Examples of Odds Swings and Changing Payouts

Picture an IPL match where the batting team is 60/2 after 10 overs chasing 180. Initial odds might favor the batting side at 2.00. After a collapse to 80/5, odds swing to 3.50 (favoring the bowling side). If you placed a ₹500 pre-match bet at 2.00 and staked ₹500 live at 3.50, you’re playing both sides—a hedge. Your initial ₹500 now profits ₹500 (at 2.00) if the batter wins; your live ₹500 at 3.50 profits ₹1250 if the bowler prevails. This live flexibility, impossible in pre-match betting, allows skilled in-play bettors to extract value from market overreactions.

Using Calculators vs Manual Maths During Live Cricket

For simple in-play bets, mental math works fine: “At 2.50, my ₹500 stake returns ₹1250.” For parlays or complex hedges, an online payout calculator saves critical seconds—seconds that matter when odds shift by 0.10 before you finish calculating. Most Indian platforms embed calculators into their live betting interface; use them liberally. During breaks (end of innings, rain delays), verify any manual calculation with the site’s calculator to confirm accuracy before committing larger stakes.

Bankroll, Stake Sizing & ROI: Applying Payout Maths to Strategy

Payout mathematics only matter if you’re wagering sustainable amounts and tracking returns over time. Professional bettors link every calculated payout to a broader bankroll strategy: allocating only a small percentage per bet (usually 1–5%), sizing up only after documented winning streaks, and keeping meticulous records to calculate return on investment (ROI).

Your bankroll—the total funds dedicated to cricket betting—should be money you can afford to lose entirely without affecting your life. Never borrow to fund betting, and never bet more than 5% of bankroll on a single event. If your bankroll is ₹10,000, maximum single-bet stake is ₹500. If you string together profitable bets and grow it to ₹15,000, your 5% becomes ₹750 per bet. This proportional growth prevents catastrophic losses early and sustainable compound growth long-term.

Simple ROI Calculations on Cricket Bets

Return on Investment (ROI) reveals whether your betting strategy is profitable. The formula is: ROI = (Total Profit ÷ Total Wagered) × 100. If you wager ₹10,000 across 50 cricket bets over a season and finish with ₹10,800 (a ₹800 profit), your ROI is (₹800 ÷ ₹10,000) × 100 = 8%. A positive 8% ROI over a full season is respectable; most casual bettors achieve negative ROI due to bookmaker margins and suboptimal decision-making.

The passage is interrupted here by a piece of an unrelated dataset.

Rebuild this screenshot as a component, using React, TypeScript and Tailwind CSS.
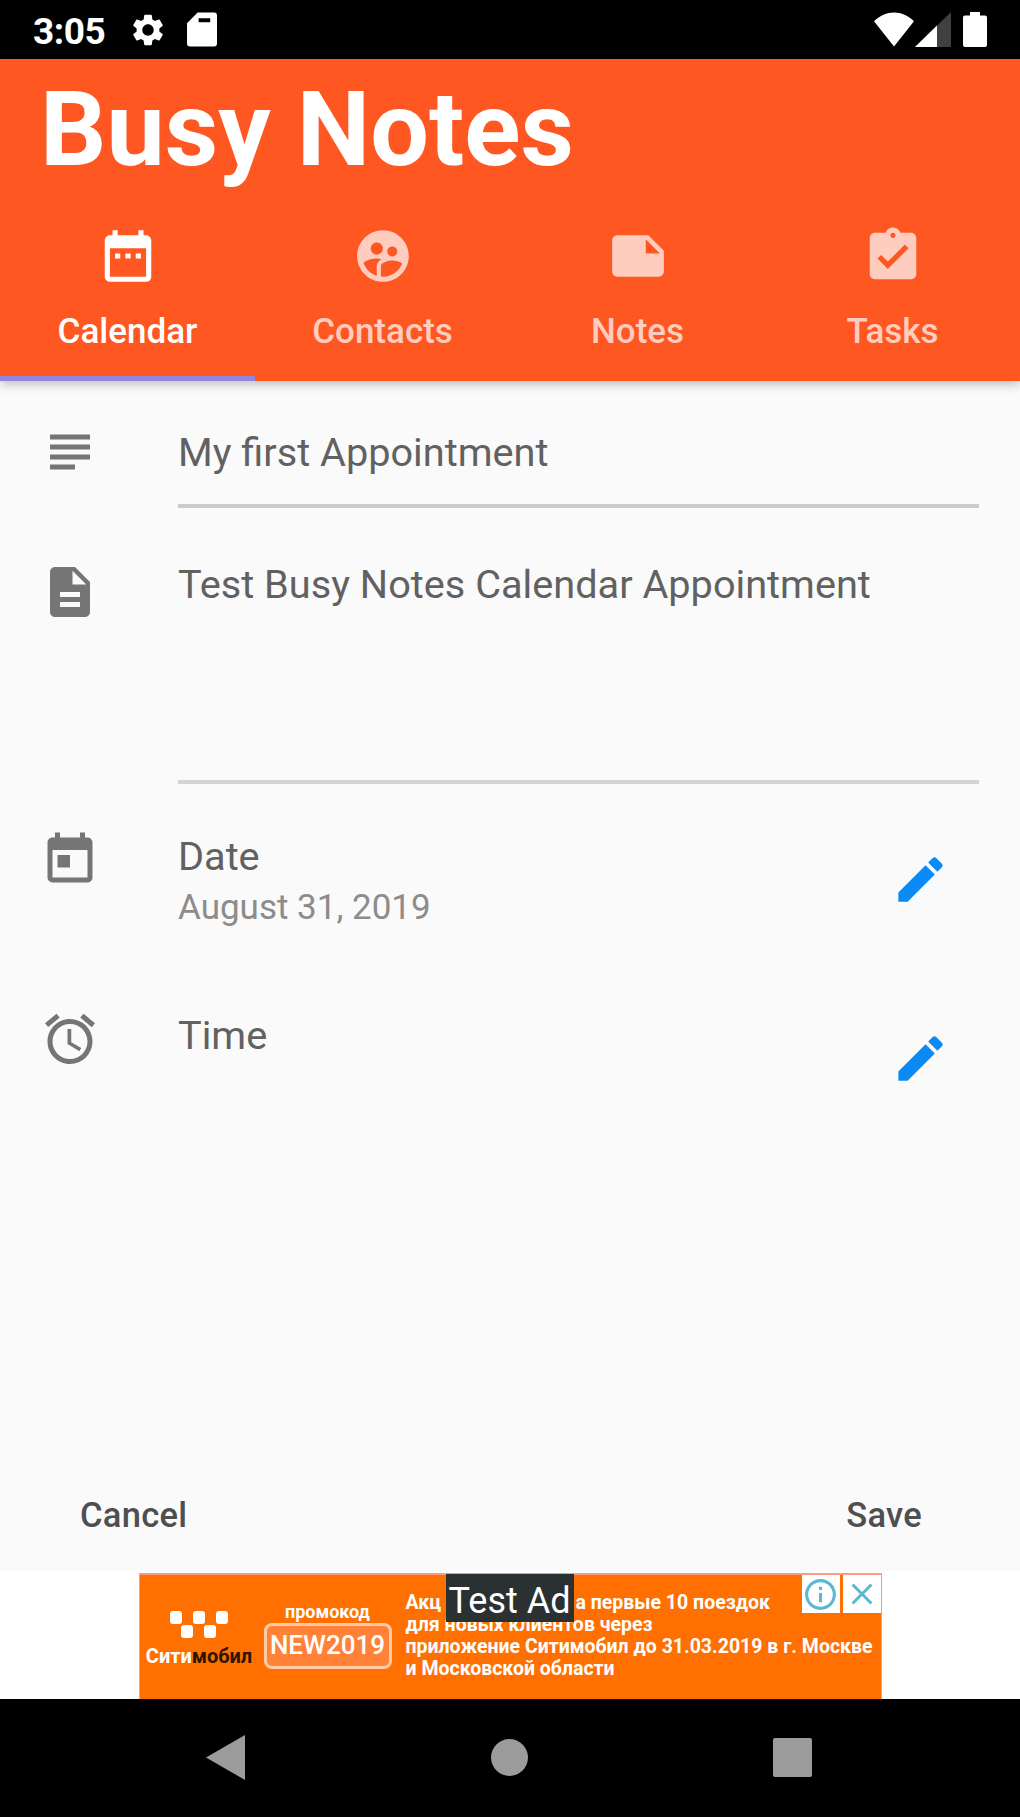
import type { ReactNode } from 'react'
import type { IconType } from 'react-icons'
import {
  MdAlarm,
  MdAssignmentTurnedIn,
  MdClose,
  MdDateRange,
  MdDescription,
  MdEdit,
  MdInfoOutline,
  MdNote,
  MdSettings,
  MdSubject,
  MdSupervisedUserCircle,
  MdToday,
} from 'react-icons/md'

const TABS: { label: string; icon: IconType }[] = [
  { label: 'Calendar', icon: MdDateRange },
  { label: 'Contacts', icon: MdSupervisedUserCircle },
  { label: 'Notes', icon: MdNote },
  { label: 'Tasks', icon: MdAssignmentTurnedIn },
]

function StatusBar() {
  return (
    <div className="flex h-[59px] items-center bg-black pl-[33px] pr-[33px] text-white">
      <span className="w-[73px] pt-[3px] text-[37px] font-bold leading-none tracking-[-0.5px]">3:05</span>
      <MdSettings className="ml-[23px] size-[38px]" />
      <svg className="ml-[20px] h-[35px] w-[30px]" viewBox="0 0 31 35" fill="currentColor">
        <path
          fillRule="evenodd"
          d="M11 0H28a3 3 0 0 1 3 3v29a3 3 0 0 1-3 3H3a3 3 0 0 1-3-3V11ZM12 6v4h12V6Z"
        />
      </svg>
      <div className="ml-auto flex items-center">
        <svg className="h-[35px] w-[40px]" viewBox="0 0 41 35" fill="currentColor">
          <path d="M20.500 35 0 9C6 3 13 0 20.500 0S35 3 41 9Z" />
        </svg>
        <svg className="ml-px h-[35px] w-[36px]" viewBox="0 0 36 35" fill="currentColor">
          <path d="M36 0v35H0Z" opacity="0.25" />
          <path d="M22 13.600V35H0Z" />
        </svg>
        <svg className="ml-3 h-[35px] w-[24px]" viewBox="0 0 24 35" fill="currentColor">
          <path d="M7 3.500V0h10v3.500h5a2 2 0 0 1 2 2V33a2 2 0 0 1-2 2H2a2 2 0 0 1-2-2V5.500a2 2 0 0 1 2-2Z" />
        </svg>
      </div>
    </div>
  )
}

function Header() {
  return (
    <header className="relative z-10 flex h-[322px] flex-col bg-[#ff5722] shadow-[0_3px_10px_rgba(0,0,0,0.25)]">
      <h1 className="mt-[11px] pl-[40px] text-[104px] font-bold leading-[120px] tracking-[0.1px] text-white">
        Busy Notes
      </h1>
      <nav className="grid h-[191px] grid-cols-4">
        {TABS.map(({ label, icon: Icon }, i) => (
          <button
            key={label}
            className={
              i === 0
                ? 'flex flex-col items-center border-b-[5px] border-[#9583e0] pt-[35px] text-white'
                : 'flex flex-col items-center border-b-[5px] border-transparent pt-[35px] text-[#ffcdbf]'
            }
          >
            <Icon className="size-[62px]" />
            <span className="mt-[24px] text-[35px] font-medium leading-[42px]">{label}</span>
          </button>
        ))}
      </nav>
    </header>
  )
}

function FormRow({ icon: Icon, className, children }: { icon: IconType; className: string; children: ReactNode }) {
  return (
    <div className={`flex pl-[40px] pr-[41px] ${className}`}>
      <Icon className="mt-[2px] size-[60px] shrink-0 text-[#757575]" />
      <div className="ml-[78px] flex flex-1">{children}</div>
    </div>
  )
}

function PickerRow({ icon, label, value }: { icon: IconType; label: string; value?: string }) {
  return (
    <FormRow icon={icon} className="h-[179px]">
      <div className="flex-1 pt-[4px]">
        <div className="text-[39.700px] leading-[50px] text-[#616161]">{label}</div>
        {value && <div className="pt-px text-[35px] leading-[50px] text-[#8c8c8c]">{value}</div>}
      </div>
      <button className="mr-[29px] mt-[22px] size-[59px] text-[#0a8af5]">
        <MdEdit className="size-full" />
      </button>
    </FormRow>
  )
}

function AdBanner() {
  return (
    <div className="flex h-[128px] justify-center bg-white pt-[2px]">
      <div className="relative flex h-[126px] w-[743px] border-x border-t-2 border-[#ff9a80] bg-[#ff7000] text-white">
        <div className="flex w-[119px] flex-col items-center pt-[36px]">
          <svg className="h-[27px] w-[58px]" viewBox="0 0 58 27" fill="currentColor">
            <rect x="0" y="0" width="12" height="13" rx="3" />
            <rect x="23" y="0" width="12" height="13" rx="3" />
            <rect x="46" y="0" width="12" height="13" rx="3" />
            <rect x="11" y="14" width="12" height="13" rx="3" />
            <rect x="34" y="14" width="12" height="13" rx="3" />
          </svg>
          <div className="mt-[6px] text-[20px] font-bold leading-[24px]">
            Сити<span className="text-[#2b1600]">мобил</span>
          </div>
        </div>
        <div className="ml-[5px] flex w-[128px] flex-col items-center pt-[26px]">
          <div className="text-[18px] font-bold leading-[22px]">промокод</div>
          <div className="h-[46px] w-full rounded-lg border-[3px] border-[#ffc9a6] bg-[#ff8238] text-center text-[26px] font-medium leading-[39px]">
            NEW2019
          </div>
        </div>
        <div className="ml-[14px] whitespace-nowrap pt-[17px] text-[19.500px] font-bold leading-[22px]">
          {/* the middle of the first line sits under the "Test Ad" label */}
          <div className="flex">
            <span className="w-[170px]">Акц</span>
            <span>а первые 10 поездок</span>
          </div>
          <div>для новых клиентов через</div>
          <div>приложение Ситимобил до 31.03.2019 в г. Москве</div>
          <div>и Московской области</div>
        </div>
        <div className="absolute left-[306px] top-[-1px] h-[48px] w-[128px] bg-[#2b3033] text-center text-[36px] leading-[54px]">
          Test Ad
        </div>
        <div className="absolute right-0 top-0 flex gap-[3px] text-[#5bb8d3]">
          <div className="flex size-[38px] items-center justify-center bg-white">
            <MdInfoOutline className="size-[37px]" />
          </div>
          <div className="flex size-[38px] items-center justify-center bg-white">
            <MdClose className="size-[36px]" />
          </div>
        </div>
      </div>
    </div>
  )
}

function NavBar() {
  return (
    <div className="flex h-[118px] items-center justify-between bg-black pb-[2px] pl-[206px] pr-[208px] text-[#9b9b9b]">
      <svg className="h-[45px] w-[39px]" viewBox="0 0 40 46" fill="currentColor">
        <path d="M40 0v46L0 23Z" />
      </svg>
      <div className="size-[37px] rounded-full bg-current" />
      <div className="size-[39px] rounded-xs bg-current" />
    </div>
  )
}

export default function App() {
  return (
    <div className="flex h-[1817px] w-[1020px] flex-col bg-[#fafafa] font-[Roboto,sans-serif]">
      <StatusBar />
      <Header />
      <main className="flex flex-1 flex-col pt-[39px]">
        <FormRow icon={MdSubject} className="h-[140px]">
          <div className="h-[88px] flex-1 border-b-[4px] border-[#cccccc] pt-[10px] text-[39.700px] leading-[46px] text-[#616161]">
            My first Appointment
          </div>
        </FormRow>
        <FormRow icon={MdDescription} className="h-[268px]">
          <div className="h-[224px] flex-1 border-b-[4px] border-[#d4d4d4] text-[39.700px] leading-[50px] text-[#616161]">
            Test Busy Notes Calendar Appointment
          </div>
        </FormRow>
        <PickerRow icon={MdToday} label="Date" value="August 31, 2019" />
        <PickerRow icon={MdAlarm} label="Time" />
        <div className="mt-auto flex h-[112px] justify-between pl-[80px] pr-[98px] text-[34.500px] font-medium leading-[60px] tracking-[0.3px] text-[#4f4f4f]">
          <button className="self-start pt-[26px]">Cancel</button>
          <button className="self-start pt-[26px]">Save</button>
        </div>
      </main>
      <AdBanner />
      <NavBar />
    </div>
  )
}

Track every bet: date, match, market, stake, odds, result, and payout. Monthly, calculate cumulative ROI: (Total Profit to Date ÷ Total Wagered to Date) × 100. If after three months you’re at −5% ROI (losing money), review your method—perhaps your odds selection is poor, your implied probability assessments are off, or you’re overweighting parlays. Conversely, a +3% ROI after three months suggests your approach is sound; maintain discipline and avoid increasing stakes out of overconfidence.

Mastering payout calculations transforms betting from guesswork into a skill-based endeavor. Whether using decimal, fractional, or American odds, whether backing single matches or building complex parlays, the mathematics are consistent and learnable. Remember: profits are only meaningful if they compound over time via disciplined bankroll management and honest ROI tracking. Use the formulas and tables above to verify every payout before wagering, compare odds across platforms to find value, and link your calculations to a broader strategy. The rupee amounts are real; treat payout maths with the seriousness they deserve.